昨日新作のDVDの企画会議をしている時中田英寿選手の話になった。

スカパー!の番組で一度タッチペンを持って自分の出た試合の解説をしてもらうという企画があったそうだ。

その時あまりにも一つ一つのプレーに意図があり、その時の状況を覚えている事にスタッフも一緒に出演した解説者も舌を巻いたそうだ。

「ここでボールを受けた時、相手がこういう角度詰めてきていたので一度味方に渡してそれを受けて逆に展開した。もうすぐこのサイドを味方が走ってくるはずだよ。」

という具合にシーズン終了後にたまたま取り出した試合の中で自分が何でこの位置でボールを受けたか?それは何をする為か?ということを覚えていてかつまだ画面に映っていない味方選手の動きまでも正確に覚えていたという。

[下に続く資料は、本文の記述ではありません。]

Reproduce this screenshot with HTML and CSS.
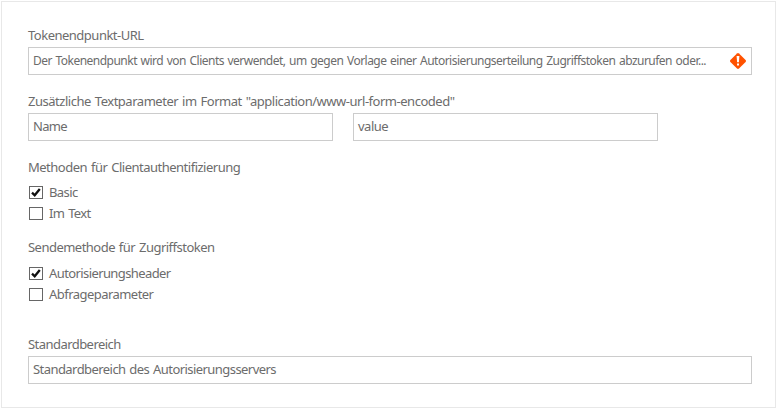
FILE: index.html
```html
<!DOCTYPE html>
<html lang="de">
<head>
<meta charset="utf-8">
<title>OAuth 2.0</title>
<link rel="stylesheet" href="styles.css">
</head>
<body>
<form class="panel">
  <div class="label"><span class="t-url">Tokenendpunkt-URL</span></div>
  <div class="field"><span class="t-hint">Der Tokenendpunkt wird von Clients verwendet, um gegen Vorlage einer Autorisierungserteilung Zugriffstoken abzurufen oder...</span>
    <svg class="alert" width="16" height="16" viewBox="0 0 16 16"><path fill="#ff5200" d="M7 .4Q8-.4 9 .4L15.6 7Q16.4 8 15.6 9L9 15.6Q8 16.4 7 15.6L.4 9Q-.4 8 .4 7Z"/><path fill="#fff" d="M6.6 3h2.8l-.5 6.3H7.1zM7 10.4h2v2H7z"/></svg>
  </div>
  <div class="label gap-params"><span class="t-params">Zusätzliche Textparameter im Format "application/www-url-form-encoded"</span></div>
  <div class="pair">
    <div class="field"><span class="t-name">Name</span></div>
    <div class="field"><span class="t-value">value</span></div>
  </div>
  <div class="label gap-methods"><span class="t-methods">Methoden für Clientauthentifizierung</span></div>
  <div class="options">
    <div class="option"><span class="box"><svg width="12" height="11" viewBox="0 0 12 11"><path d="M2 5.7L4.7 8.3L9.8 2"/></svg></span><span class="t-basic">Basic</span></div>
    <div class="option"><span class="box"></span><span class="t-text">Im Text</span></div>
  </div>
  <div class="label gap-send"><span class="t-send">Sendemethode für Zugriffstoken</span></div>
  <div class="options send">
    <div class="option"><span class="box"><svg width="12" height="11" viewBox="0 0 12 11"><path d="M2 5.7L4.7 8.3L9.8 2"/></svg></span><span class="t-header">Autorisierungsheader</span></div>
    <div class="option"><span class="box"></span><span class="t-query">Abfrageparameter</span></div>
  </div>
  <div class="label gap-scope"><span class="t-scope">Standardbereich</span></div>
  <div class="field"><span class="t-server">Standardbereich des Autorisierungsservers</span></div>
</form>
</body>
</html>
```
FILE: styles.css
```css
* { box-sizing: border-box; }
body { margin: 0; padding: 1px; background: #fff; font-family: "Noto Sans", "Open Sans", sans-serif; font-size: 13px; word-spacing: 1px; color: #6c6c6c; }
.panel { width: 775px; height: 407px; border: 1px solid #e8e8e8; padding: 24px 23px 0 26px; white-space: nowrap; }
.label { height: 21px; line-height: 18px; }
.field { display: flex; align-items: center; justify-content: space-between; height: 28px; border: 1px solid #ccc; padding: 0 5px 3px 4px; line-height: 18px; }
.alert { flex: none; position: relative; top: 1px; }
.pair { display: grid; grid-template-columns: 305px 305px; gap: 20px; }
.gap-params { margin-top: 17px; }
.gap-methods { margin-top: 17px; }
.gap-send { margin-top: 14px; }
.gap-scope { margin-top: 30px; }
.options { padding: 3px 0 0 1px; }
.send { padding-top: 4px; }
.option { display: flex; align-items: center; gap: 6px; height: 21px; }
.option > span:last-child { line-height: 18px; padding-bottom: 2px; }
.box { width: 14px; height: 13px; border: 1px solid #666; }
.box svg { display: block; fill: none; stroke: #111; stroke-width: 2.3; }

.t-url { letter-spacing: -.5px; }
.t-hint { padding-top: 2px; font-size: 12px; letter-spacing: -.52px; }
.t-params { letter-spacing: -.475px; }
.t-name { letter-spacing: -.7px; }
.t-value { letter-spacing: -.5px; }
.t-methods { letter-spacing: -.5px; }
.t-basic { letter-spacing: -.6px; }
.t-text { letter-spacing: -.6px; }
.t-send { letter-spacing: -.52px; }
.t-header { letter-spacing: -.6px; }
.t-query { letter-spacing: -.54px; }
.t-scope { letter-spacing: -.55px; }
.t-server { letter-spacing: -.56px; }
```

サッカーは言うまでも無く点を取り合うスポーツだ。最終的にシュートしゴールするまでの一連のプロセスを常にイメージしておく必要がある。しかしそのイメージ通りになかなかいかないのも事実だ。色々な予測不可能な事象に常に対応しながらもイメージを持ち続けてプレーする事が重要だ。近くの味方が空いているからパスしよう!というようにその先のイメージを持たないプレーしたらたちまちそこに出させて奪うことをイメージしていた相手に取り囲まれボールを失ってしまう。

ヒデが世界的なプレーヤーとして通用したのはきちんとイメージを持っていたこととそれを実践できるスキルと気持ちの部分を兼ね備えていたからだ。

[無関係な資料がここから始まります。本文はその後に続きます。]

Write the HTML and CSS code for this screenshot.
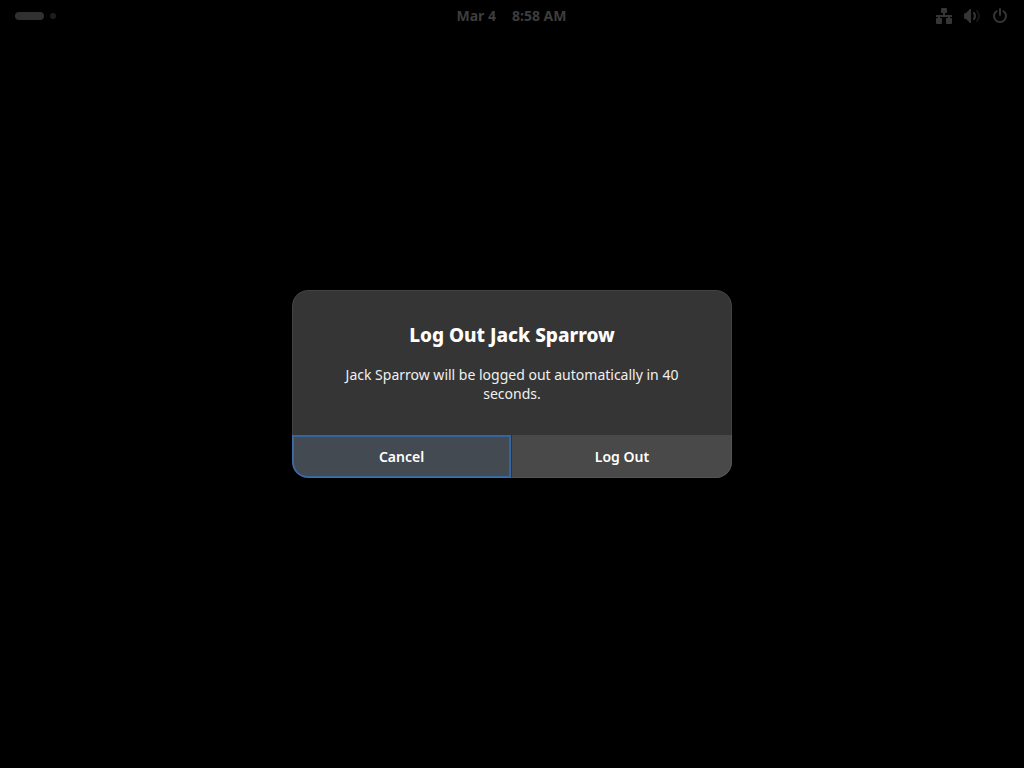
FILE: index.html
```html
<!DOCTYPE html>
<html lang="en">
<head>
<meta charset="utf-8">
<meta name="viewport" content="width=device-width, initial-scale=1">
<title>Log Out Jack Sparrow</title>
<link rel="stylesheet" href="styles.css">
</head>
<body class="desktop">
<header class="panel">
  <button class="workspaces" type="button" aria-label="Activities"><span class="pill"></span><span class="dot"></span></button>
  <button class="clock" type="button"><span>Mar 4</span><span>8:58 AM</span></button>
  <button class="status" type="button" aria-label="System">
    <svg class="icon" viewBox="0 0 16 16" aria-hidden="true"><path d="M5 1a1 1 0 0 1 1-1h4a1 1 0 0 1 1 1v3a1 1 0 0 1-1 1H9v2h7v2h-2v1h1a1 1 0 0 1 1 1v4a1 1 0 0 1-1 1h-4a1 1 0 0 1-1-1v-4a1 1 0 0 1 1-1h1V9H4v1h1a1 1 0 0 1 1 1v4a1 1 0 0 1-1 1H1a1 1 0 0 1-1-1v-4a1 1 0 0 1 1-1h1V9H0V7h7V5H6a1 1 0 0 1-1-1Z"/></svg>
    <svg class="icon" viewBox="0 0 16 16" aria-hidden="true"><path d="M6 1 2 5H1.500a1.500 1.500 0 0 0-1.500 1.500v3A1.500 1.500 0 0 0 1.500 11H2l4 4h1V1Z"/><path class="wave" d="M10 5Q12 8 10 11"/><path class="wave wave-dim" d="M13 3Q17 8 13 13"/></svg>
    <svg class="icon" viewBox="0 0 16 16" aria-hidden="true"><path class="stroke" d="M4.500 3.200a6 6 0 1 0 7 0M8 1v6"/></svg>
  </button>
</header>
<main class="stage">
  <section class="dialog" role="alertdialog" aria-labelledby="title" aria-describedby="message">
    <div class="content">
      <h1 class="title" id="title">Log Out Jack Sparrow</h1>
      <p class="message" id="message">Jack Sparrow will be logged out automatically in 40 seconds.</p>
    </div>
    <div class="actions">
      <button class="action action-focused" type="button">Cancel</button>
      <button class="action" type="button">Log Out</button>
    </div>
  </section>
</main>
</body>
</html>
```
FILE: styles.css
```css
* { box-sizing: border-box; }

.desktop {
  margin: 0;
  min-height: 100vh;
  display: grid;
  grid-template-rows: 32px 1fr 32px;
  background: #000;
  font-family: "Noto Sans", "Open Sans", sans-serif;
}

button {
  margin: 0;
  padding: 0;
  border: 0;
  background: none;
  font: inherit;
  color: inherit;
}

.panel {
  display: grid;
  grid-template-columns: 1fr auto 1fr;
  align-items: center;
  padding: 0 16px 0 15px;
  color: #3d3d3d;
}

.workspaces {
  display: flex;
  align-items: center;
  gap: 6px;
  justify-self: start;
}

.pill {
  width: 29px;
  height: 8px;
  border-radius: 4px;
  background: #303030;
}

.dot {
  width: 6px;
  height: 6px;
  border-radius: 50%;
  background: #1d1d1d;
}

.clock {
  display: flex;
  gap: 16px;
  font-size: 14px;
  line-height: 20px;
  font-weight: 700;
}

.status {
  display: flex;
  gap: 12px;
  justify-self: end;
}

.icon {
  width: 16px;
  height: 16px;
  fill: #353535;
}

.wave, .stroke {
  fill: none;
  stroke: #353535;
  stroke-width: 2;
  stroke-linecap: round;
}

.wave-dim { stroke: #151515; }

.stage {
  display: grid;
  place-items: center;
}

.dialog {
  position: relative;
  width: 440px;
  max-width: 100%;
  border-radius: 16px;
  overflow: hidden;
  background: #353535;
  color: #fff;
  text-align: center;
}

.dialog::after {
  content: "";
  position: absolute;
  inset: 0;
  border: 1px solid rgba(255, 255, 255, 0.07);
  border-radius: inherit;
  pointer-events: none;
}

.content { padding: 32px 48px; }

.title {
  margin: 0 0 16px;
  font-size: 19px;
  line-height: 27px;
  font-weight: 800;
}

.message {
  margin: 0;
  font-size: 14px;
  line-height: 19px;
  color: #f0f0f0;
}

.actions {
  display: grid;
  grid-template-columns: 1fr 1fr;
}

.action {
  height: 43px;
  background: #494949;
  color: #fff;
  font-size: 14px;
  line-height: 19px;
  font-weight: 600;
}

.action-focused {
  margin-right: 1px;
  border: 2px solid #3565a0;
  border-bottom-left-radius: 16px;
  background: #444a52;
}
```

ビジネスの世界を見てみよう。会社でも利潤あげるという短期的な目標は必ず持っているはずだ。

その目的達成の為に、一瞬無駄に思える足を運ぶ営業をしたり、業務に関係ない話をしたりすることがある。しかし当たり前のことであるがそれは決して目的であってはならない。情報を引き出すためとか、親交を深める為とか何らかの意図を持って最終目的に繋げなければならない。

もう一度サッカーを例に取ると、直接ゴールを狙うのが一番シンプルだし、ゴールまでが遠すぎたら相手の裏にシンプルに放り込むのが効率的だ。しかし相手は当然そうされないようにポジションを取る。だから最終イメージを持ちながら色々と回り道をする必要がある。

ビジネスでも直球勝負だけで「この仕事下さい。買って下さい。情報下さい。」とはいかない。

サッカーでもビジネスでもSimple is the bestは事実だが、必ずしもそうはいかないのも事実だ。

一見回り道にみえるショートパス・バックパス・サイドチェンジを織り交ぜる必要がある。

しかし、パスの為のパス、イメージが沸かない為に後ろに戻すバックパス、単にいわれから行うサイドチェンジ。サッカーの試合も見ても日々のビジネスでもイメージを持たないプレーがやや目立ってきた。

もう一度ゴールする為のアクションかどうか振り返る事が必要な時だという気がする。